Przyszłość Zgardzińskiego w klubie z Zielonej Góry nie była pewna, a zawodnik po podpisaniu kontraktu z klubem poczuł ulgę. - Mówiąc szczerze cały czas liczyłem na to, że tak to się zakończy i nadal będę startował w Zielonej Górze. Tak jak mówi przysłowie, wszędzie jest dobrze, ale w domu najlepiej. Stadion i tor mam 5 minut od domu, wszystko jest na miejscu. Nie muszę dojeżdżać na treningi czy większość zawodów. Pod każdym względem to najlepsze rozwiązanie, więc jestem z niego zadowolony. – przyznaje na łamach portalu falubaz.com Zgardziński.
Młodzieżowiec zielonogórskiego klubu w trakcie sezonu będzie się starał udowodnić, że jest wartościowym zawodnikiem. -Dochodziły do mnie opinie, że się nie staram, nie mam ambicji. W sezonie będę chciał pokazać na co mnie stać, dlatego też zaplanowałem sobie dość intensywne przygotowania zimowe. Robię to co mogę i wierzę, że w sezonie przyniesie to efekt. Na pewno będę chciał udowodnić coś tym osobom, które we mnie nie wierzyły.
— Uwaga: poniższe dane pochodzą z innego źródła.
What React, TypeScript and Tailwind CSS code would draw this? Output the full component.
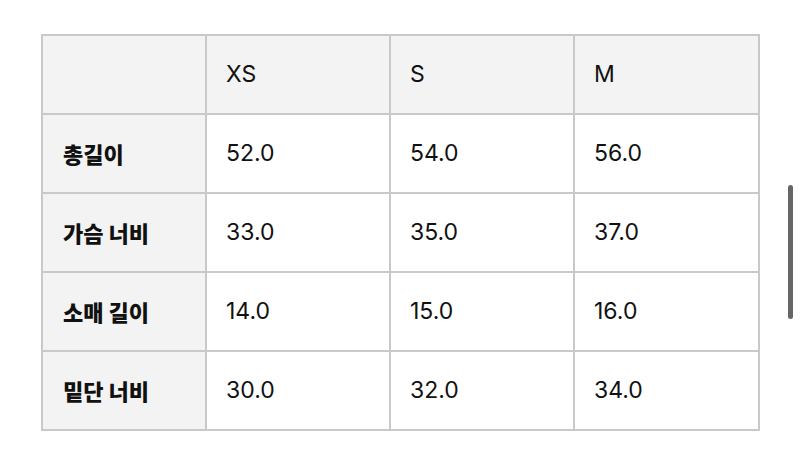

Zawodnik z Zielonej Góry intensywnie przygotowuje się do nadchodzącego sezonu. - Biorę udział w treningach z całą drużyną, ale mam też zajęcia indywidualne. Po za tym pogoda pozwala nam jazdy na motocrossie. Myślę, że to wystarczająca ilość zajęć jak na ten okres zimowych przygotowań.